## What needs to be done
Copy everything in the listing below word for word, apart from any images.
** Begin **
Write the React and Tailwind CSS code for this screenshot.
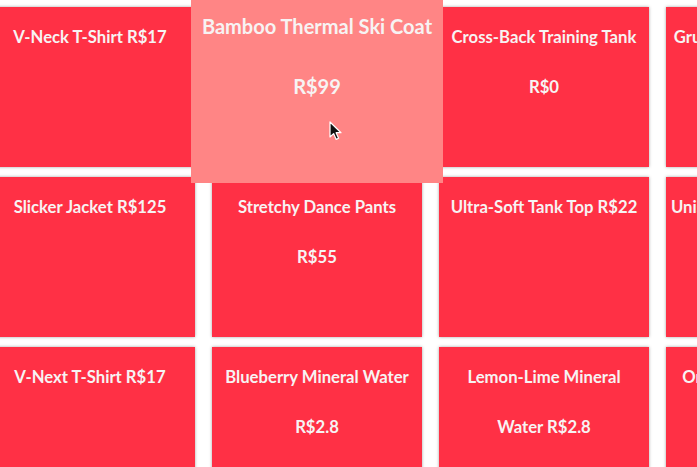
const rows = [
  [
    ["V-Neck T-Shirt R$17"],
    ["Bamboo Thermal Ski Coat", "R$99"],
    ["Cross-Back Training Tank", "R$0"],
    ["Grunge Skater Jeans R$68"],
  ],
  [
    ["Slicker Jacket R$125"],
    ["Stretchy Dance Pants", "R$55"],
    ["Ultra-Soft Tank Top R$22"],
    ["Unisex Graphic Hoodie R$45"],
  ],
  [
    ["V-Next T-Shirt R$17"],
    ["Blueberry Mineral Water", "R$2.8"],
    ["Lemon-Lime Mineral", "Water R$2.8"],
    ["Orange Sparkling Water", "R$2.8"],
  ],
]

function Cursor() {
  return (
    <svg className="absolute left-[329px] top-[121px] z-20" width="14" height="20" viewBox="0 0 14 20">
      <path
        d="M1 1 L1 16 L4.6 12.6 L7.2 18.4 L9.6 17.3 L7.1 11.7 L12 11.7 Z"
        fill="#111"
        stroke="#fff"
        strokeWidth="1.2"
        strokeLinejoin="round"
      />
    </svg>
  )
}

export default function App() {
  return (
    <div
      className="relative w-[697px] h-[467px] overflow-hidden bg-white"
      style={{ fontFamily: "Lato, 'Open Sans', sans-serif" }}
    >
      <div className="ml-[-15px] pt-[7px] grid grid-cols-[repeat(4,210px)] auto-rows-[160px] gap-x-[17px] gap-y-[10px]">
        {rows.flat().map((lines, i) => {
          const hot = i === 1
          return (
            <div
              key={i}
              className={
                hot
                  ? "relative z-10 scale-[1.2] bg-[#ff8585] px-[5px] pt-[5px] text-center"
                  : "bg-[#ff3045] shadow-[0_0_3px_rgba(0,0,0,0.35)] px-[5px] pt-[5px] text-center"
              }
            >
              {lines.map((l, j) => (
                <div key={j} className="leading-[50px] text-[16.7px] font-bold text-[#f7f3f3] whitespace-nowrap">
                  {l}
                </div>
              ))}
            </div>
          )
        })}
      </div>
      <Cursor />
    </div>
  )
}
** End **
## Completed exercise
Write the React and Tailwind CSS code for this screenshot.
const rows = [
  [
    ["V-Neck T-Shirt R$17"],
    ["Bamboo Thermal Ski Coat", "R$99"],
    ["Cross-Back Training Tank", "R$0"],
    ["Grunge Skater Jeans R$68"],
  ],
  [
    ["Slicker Jacket R$125"],
    ["Stretchy Dance Pants", "R$55"],
    ["Ultra-Soft Tank Top R$22"],
    ["Unisex Graphic Hoodie R$45"],
  ],
  [
    ["V-Next T-Shirt R$17"],
    ["Blueberry Mineral Water", "R$2.8"],
    ["Lemon-Lime Mineral", "Water R$2.8"],
    ["Orange Sparkling Water", "R$2.8"],
  ],
]

function Cursor() {
  return (
    <svg className="absolute left-[329px] top-[121px] z-20" width="14" height="20" viewBox="0 0 14 20">
      <path
        d="M1 1 L1 16 L4.6 12.6 L7.2 18.4 L9.6 17.3 L7.1 11.7 L12 11.7 Z"
        fill="#111"
        stroke="#fff"
        strokeWidth="1.2"
        strokeLinejoin="round"
      />
    </svg>
  )
}

export default function App() {
  return (
    <div
      className="relative w-[697px] h-[467px] overflow-hidden bg-white"
      style={{ fontFamily: "Lato, 'Open Sans', sans-serif" }}
    >
      <div className="ml-[-15px] pt-[7px] grid grid-cols-[repeat(4,210px)] auto-rows-[160px] gap-x-[17px] gap-y-[10px]">
        {rows.flat().map((lines, i) => {
          const hot = i === 1
          return (
            <div
              key={i}
              className={
                hot
                  ? "relative z-10 scale-[1.2] bg-[#ff8585] px-[5px] pt-[5px] text-center"
                  : "bg-[#ff3045] shadow-[0_0_3px_rgba(0,0,0,0.35)] px-[5px] pt-[5px] text-center"
              }
            >
              {lines.map((l, j) => (
                <div key={j} className="leading-[50px] text-[16.7px] font-bold text-[#f7f3f3] whitespace-nowrap">
                  {l}
                </div>
              ))}
            </div>
          )
        })}
      </div>
      <Cursor />
    </div>
  )
}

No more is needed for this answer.